A multiple Grammy Award winner, Kansas-born mezzo-soprano Joyce DiDonato has earned international prominence in operas by Rossini, Handel, and Mozart, and serves the community as an arts advocate. Ms. DiDonato's 2016-17 plans include a season-opening gala concert with the Seattle Symphony Orchestra conducted by Ludovic Morlot. She also gives concerts with the Chicago Symphony Orchestra with Riccardo Muti and the Berlin Philharmonic with Yannick Nézet-Séguin, as well as a recital with Philippe Jordan in Paris. On the opera stage, she makes her role debut as Rossini's Semiramide in a new production at the Bavarian Staatsoper conducted by Michele Mariotti; she also appears as Handel's Ariodante on tour with the English Concert and Harry Bicket; Dido in Berlioz's Les Troyens with John Nelsons in Strasbourg; and Sesto in Mozart's La clemenza di Tito with Yannick Nézet-Séguin in Baden-Baden. Ms. DiDonato also makes her Off-Broadway debut in White Rabbit Red Rabbit, the internationally acclaimed play by Nassim Soleimanpour. The mezzo-soprano's most recent recording release is In War & Peace: Harmony Through Music; the November 2016 release is accompanied by a 20-city international tour that poses the question: in the midst of chaos, how do you find peace? Her acclaimed discography also includes the Grammy Award-winning Diva Divo, Drama Queens, ReJoyce!, and Stella di Napoli (Erato/Warner Classics). Other honors include the Gramophone Artist of the Year and Recital of the Year awards, three ECHO Klassik Awards for Female Singer of the Year, induction into the Gramophone Hall of Fame, and Best Female Singer of the Year at the 2016 Premios Líricos Teatro Campoamor. In-demand on the concert and recital circuit, she has recently held residencies at Carnegie Hall and at London's Barbican Centre; toured extensively in South America, Europe, and Asia; and appeared as guest soloist at the BBC's Last Night of the Proms. Joyce DiDonato made her New York Philharmonic debut in January 2006 as part of an all-Mozart program led by then Music Director Lorin Maazel; most recently she sang Ravel's Shéhérazade with the Orchestra on the EUROPE / SPRING 2015 tour, led by Alan Gilbert.
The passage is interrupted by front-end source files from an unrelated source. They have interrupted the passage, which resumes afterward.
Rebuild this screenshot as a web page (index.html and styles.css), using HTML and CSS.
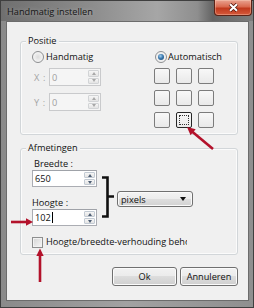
FILE: index.html
```html
<!DOCTYPE html>
<html lang="nl">
<head>
<meta charset="utf-8">
<title>Handmatig instellen</title>
<link rel="stylesheet" href="styles.css">
</head>
<body>
<div class="window">
  <div class="titlebar">
    <span class="title">Handmatig instellen</span>
    <div class="close">
      <svg width="11" height="9" viewBox="0 0 11 9"><path class="x-shadow" d="M2 1.2 L9 7.8 M9 1.2 L2 7.8"/><path class="x-fg" d="M2 1.2 L9 7.8 M9 1.2 L2 7.8"/></svg>
    </div>
  </div>
  <div class="client">
    <div class="group group-pos">
      <div class="group-title">Positie</div>
      <div class="pos-body">
        <div class="pos-left">
          <div class="radio-row"><span class="radio"></span><span>Handmatig</span></div>
          <div class="coord-row coord-x">
            <span class="coord-label">X :</span>
            <div class="field field-disabled field-coord">
              <span class="field-text">0</span>
              <div class="spin"><span class="spin-btn spin-up"></span><span class="spin-btn spin-down"></span></div>
            </div>
          </div>
          <div class="coord-row coord-y">
            <span class="coord-label">Y :</span>
            <div class="field field-disabled field-coord">
              <span class="field-text">0</span>
              <div class="spin"><span class="spin-btn spin-up"></span><span class="spin-btn spin-down"></span></div>
            </div>
          </div>
        </div>
        <div class="pos-right">
          <div class="radio-row radio-row-auto"><span class="radio radio-checked"></span><span>Automatisch</span></div>
          <div class="anchor-grid">
            <span class="cell"></span><span class="cell"></span><span class="cell"></span>
            <span class="cell"></span><span class="cell"></span><span class="cell"></span>
            <span class="cell"></span><span class="cell cell-selected"></span><span class="cell"></span>
          </div>
        </div>
      </div>
    </div>

    <div class="group group-size">
      <div class="group-title">Afmetingen</div>
      <div class="size-body">
        <div class="size-left">
          <span class="size-label size-label-w">Breedte :</span>
          <div class="field field-size">
            <span class="field-text">650</span>
            <div class="spin"><span class="spin-btn spin-up"></span><span class="spin-btn spin-down"></span></div>
          </div>
          <span class="size-label size-label-h">Hoogte :</span>
          <div class="field field-size">
            <span class="field-text">102<span class="caret"></span></span>
            <div class="spin"><span class="spin-btn spin-up"></span><span class="spin-btn spin-down"></span></div>
          </div>
        </div>
        <svg class="brace" width="13" height="42" viewBox="0 0 13 42"><path d="M1 1.5 H6.5 V40.5 H1 M6.5 20.5 H13"/></svg>
        <div class="select"><span>pixels</span><span class="select-arrow"></span></div>
      </div>
      <div class="check-row">
        <span class="checkbox"></span>
        <span class="check-text">Hoogte/breedte-verhouding behouden</span>
      </div>
    </div>

    <div class="buttons">
      <div class="btn btn-ok">Ok</div>
      <div class="btn btn-cancel">Annuleren</div>
    </div>
  </div>

  <svg class="marks" width="254" height="308" viewBox="0 0 254 308">
    <line x1="213" y1="149" x2="192" y2="131.5"/>
    <polygon points="187,127 195.7,129.2 190.5,135.3"/>
    <line x1="11" y1="222" x2="27" y2="222"/>
    <polygon points="33,222 26,218.3 26,225.7"/>
    <line x1="40" y1="282" x2="40" y2="255"/>
    <polygon points="40,248.5 36.3,256 43.7,256"/>
  </svg>
</div>
</body>
</html>
```
FILE: styles.css
```css
html, body {
  margin: 0;
  padding: 0;
  background: #ffffff;
}

body {
  font-family: "Open Sans", "Liberation Sans", sans-serif;
  font-size: 9.2px;
  color: #111;
}

.window {
  position: relative;
  box-sizing: border-box;
  width: 254px;
  height: 308px;
  border: 1px solid #3f3f3f;
  background: linear-gradient(90deg, #8a8a8a, #a2a2a2 50%, #8f8f8f);
  padding: 0 4px 6px 5px;
  display: flex;
  flex-direction: column;
}

.titlebar {
  height: 20px;
  margin: 0 -4px 0 -5px;
  padding-left: 6px;
  display: flex;
  align-items: flex-start;
  background: linear-gradient(90deg, #6f6f6f 0%, #8c8c8c 35%, #a6a6a6 62%, #8e8e8e 78%, #646464 84%, #7d7d7d 100%);
}

.title {
  line-height: 21px;
  color: #151515;
  text-shadow: 0 0 4px rgba(255, 255, 255, 0.35);
}

.close {
  box-sizing: border-box;
  width: 38px;
  height: 16px;
  margin: -1px 1px 0 auto;
  border: 1px solid #5c2216;
  border-top: none;
  border-radius: 0 0 4px 4px;
  background: linear-gradient(#e9a391 0%, #d9694f 45%, #c0391d 55%, #d65a3c 100%);
  box-shadow: inset 0 0 0 1px rgba(255, 220, 200, 0.35);
  display: flex;
  align-items: center;
  justify-content: center;
}

.x-shadow {
  stroke: #5a1a10;
  stroke-width: 3.6;
  fill: none;
}

.x-fg {
  stroke: #ffffff;
  stroke-width: 2;
  fill: none;
}

.client {
  flex: 1;
  border: 1px solid #6c6c6c;
  background: #f0f0f0;
  padding: 0 10px 0 13px;
  display: flex;
  flex-direction: column;
}

.group {
  border: 1px solid #d2d6d9;
  border-radius: 3px;
  box-shadow: inset 0 0 0 1px #fbfbfb;
  display: flex;
  flex-direction: column;
  padding: 0 10px 6px 11px;
}

.group-pos {
  margin-top: 19px;
}

.group-size {
  margin-top: 13px;
}

.group-title {
  align-self: flex-start;
  margin: -7px 0 0 -6px;
  padding: 0 2px;
  background: #f0f0f0;
  line-height: 12px;
}

.pos-body {
  display: flex;
  margin-top: 4px;
}

.pos-left {
  width: 122px;
  display: flex;
  flex-direction: column;
}

.pos-right {
  display: flex;
  flex-direction: column;
}

.radio-row {
  display: flex;
  align-items: center;
  height: 12px;
  line-height: 12px;
  gap: 2px;
}

.radio-row-auto {
  margin-left: 1px;
  gap: 1px;
}

.radio {
  box-sizing: border-box;
  width: 12px;
  height: 12px;
  border: 1px solid #8d8f91;
  border-radius: 50%;
  background: radial-gradient(circle at 50% 50%, #dcdcdc 0%, #eeeeee 50%, #fafafa 100%);
  display: flex;
  align-items: center;
  justify-content: center;
}

.radio-checked::after {
  content: "";
  width: 6px;
  height: 6px;
  border-radius: 50%;
  background: radial-gradient(circle at 40% 35%, #a6d0f0 0%, #3c7bb0 45%, #16426d 100%);
}

.coord-row {
  display: flex;
  align-items: center;
}

.coord-x {
  margin-top: 5px;
}

.coord-y {
  margin-top: 7px;
}

.coord-label {
  width: 15px;
  padding-left: 2px;
  color: #a4a4a4;
  letter-spacing: 0.6px;
}

.field {
  box-sizing: border-box;
  display: flex;
  border: 1px solid #abadb3;
  border-top-color: #9fa2a8;
  background: #ffffff;
}

.field-coord {
  width: 52px;
  height: 18px;
}

.field-size {
  width: 65px;
  height: 17px;
}

.field-disabled {
  border-color: #c9cacc;
  background: #f5f5f5;
  color: #a0a0a0;
}

.field-text {
  flex: 1;
  padding-left: 2px;
  display: flex;
  align-items: center;
}

.caret {
  width: 1px;
  height: 11px;
  margin-left: 1px;
  background: #000;
}

.spin {
  width: 11px;
  padding: 1px 1px 1px 0;
  display: flex;
  flex-direction: column;
  gap: 1px;
}

.spin-btn {
  flex: 1;
  border: 1px solid #c2cad3;
  border-radius: 1px;
  background: linear-gradient(#f6f6f6, #e4e4e4);
  display: flex;
  align-items: center;
  justify-content: center;
}

.spin-up::after {
  content: "";
  border-left: 2.5px solid transparent;
  border-right: 2.5px solid transparent;
  border-bottom: 3px solid #4f5f75;
}

.spin-down::after {
  content: "";
  border-left: 2.5px solid transparent;
  border-right: 2.5px solid transparent;
  border-top: 3px solid #4f5f75;
}

.field-disabled .spin-btn {
  border-color: #d2d4d6;
}

.field-disabled .spin-up::after {
  border-bottom-color: #a8a8a8;
}

.field-disabled .spin-down::after {
  border-top-color: #a8a8a8;
}

.anchor-grid {
  display: grid;
  grid-template-columns: repeat(3, 16px);
  grid-auto-rows: 16px;
  gap: 6px;
  margin-top: 5px;
}

.cell {
  position: relative;
  box-sizing: border-box;
  border: 1px solid #7c7c7c;
  border-radius: 2px;
  background: linear-gradient(#f8f8f8, #e9e9e9);
}

.cell-selected {
  border-color: #262626;
}

.cell-selected::after {
  content: "";
  position: absolute;
  inset: 2px;
  border: 1px dotted #333;
}

.size-body {
  display: flex;
  align-items: flex-start;
  margin-top: 4px;
}

.size-left {
  width: 65px;
  display: flex;
  flex-direction: column;
}

.size-label {
  line-height: 12px;
}

.size-label-w {
  padding-left: 2px;
}

.size-label-h {
  margin-top: 10px;
}

.brace {
  align-self: flex-end;
  margin: 0 0 8px 4px;
}

.brace path {
  fill: none;
  stroke: #111;
  stroke-width: 2.6;
}

.select {
  box-sizing: border-box;
  align-self: flex-end;
  width: 76px;
  height: 16px;
  margin: 0 0 19px 3px;
  padding: 0 6px 0 3px;
  border: 1px solid #707070;
  border-radius: 3px;
  background: linear-gradient(#f3f3f3 0%, #ececec 50%, #dedede 50%, #d2d2d2 100%);
  box-shadow: inset 0 0 0 1px #fafafa;
  display: flex;
  align-items: center;
  justify-content: space-between;
}

.select-arrow {
  border-left: 3.5px solid transparent;
  border-right: 3.5px solid transparent;
  border-top: 4px solid #111;
}

.check-row {
  display: flex;
  align-items: center;
  height: 12px;
  margin-top: 10px;
}

.checkbox {
  box-sizing: border-box;
  width: 11px;
  height: 11px;
  border: 1px solid #8e8f8f;
  background: linear-gradient(135deg, #d4d4d4, #f7f7f7);
  box-shadow: inset 0 0 0 1px #f2f2f2;
}

.check-text {
  width: 141px;
  margin-left: 3px;
  white-space: nowrap;
  overflow: hidden;
  line-height: 12px;
}

.buttons {
  display: flex;
  justify-content: flex-end;
  gap: 3px;
  margin-top: 12px;
}

.btn {
  box-sizing: border-box;
  height: 19px;
  border: 1px solid #707070;
  border-radius: 3px;
  background: linear-gradient(#f2f2f2 0%, #ebebeb 50%, #dddddd 50%, #cfcfcf 100%);
  box-shadow: inset 0 0 0 1px #fbfbfb;
  display: flex;
  align-items: center;
  justify-content: center;
}

.btn-ok {
  width: 65px;
}

.btn-cancel {
  width: 58px;
}

.marks {
  position: absolute;
  left: -1px;
  top: -1px;
  pointer-events: none;
}

.marks line {
  stroke: #b3122b;
  stroke-width: 2.6;
}

.marks polygon {
  fill: #b3122b;
}
```
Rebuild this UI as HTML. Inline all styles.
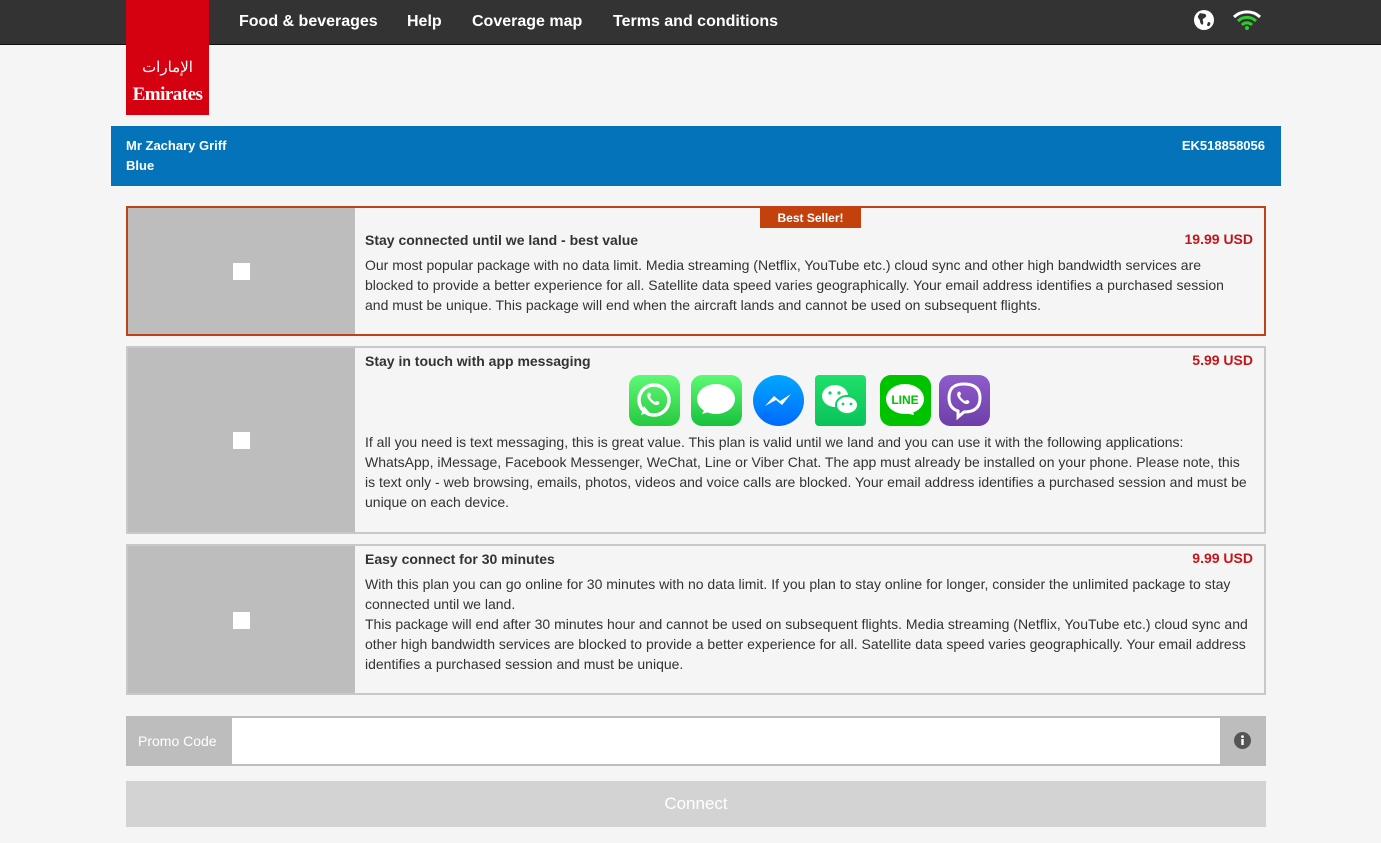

Born in São Paulo, baritone Paulo Szot has appeared with many leading opera companies throughout Europe, the United States, and his native Brazil. In 2008 he won the Tony Award for Best Actor in a Musical for his portrayal of Emile De Beque in the Broadway revival of Rodgers & Hammerstein's South Pacific at Lincoln Center Theater. In the current season, Mr. Szot sings Don Alfonso in a new production of Mozart's Così fan tutte at Paris Opéra, and performs a solo recital in Madrid as a salute to Antônio Carlos Jobim. He also returns to Feinstein's 54 Below in New York City for a series of solo performances, and creates the roles of Alexander Hamilton, Bill Clinton, and Dick Cheney in the World Premiere of Mohammed Fairouz's The New Prince at Dutch National Opera. Highlights from previous seasons include Mr. Szot's critically acclaimed debut at The Metropolitan Opera as Kovalev in Shostakovich's The Nose, and his returns there as Escamillo in Bizet's Carmen, Lescaut in Massenet's Manon, Dr. Falke in R. Strauss's Die Fledermaus, and the Captain in John Adams's The Death of Klinghoffer. Mr. Szot has also sung the role of Kovalev at Rome Opera, Guglielmo in Così fan tutte for his Paris Opéra debut, Filippov in Alexander Raskatov's A Dog's Heart at Milan's Teatro alla Scala, Escamillo for his San Francisco Opera debut, Sharpless in Puccini's Madama Butterfly at Marseille's Opera Municipal, the title role in Tchaikovsky's Eugene Onegin with Opera Australia, and Almaviva in Mozart's The Marriage of Figaro at the Aix-en-Provence Festival. He has also appeared at Carnegie Hall with Deborah Voigt and the Collegiate Chorale, and the New York Pops Orchestra. Paulo Szot made his New York Philharmonic debut alongside Liza Minnelli, Joel Grey, and Kelli O'Hara in the April 2009 Spring Gala, New York Moments, conducted by Marvin Hamlisch. Most recently, he appeared with the Philharmonic in An Enchanted Evening with Paulo Szot, the June 2013 Spring Gala directed and conducted by Ted Sperling, and also featuring Megan Hilty, Marin Mazzie, and Billy Stritch.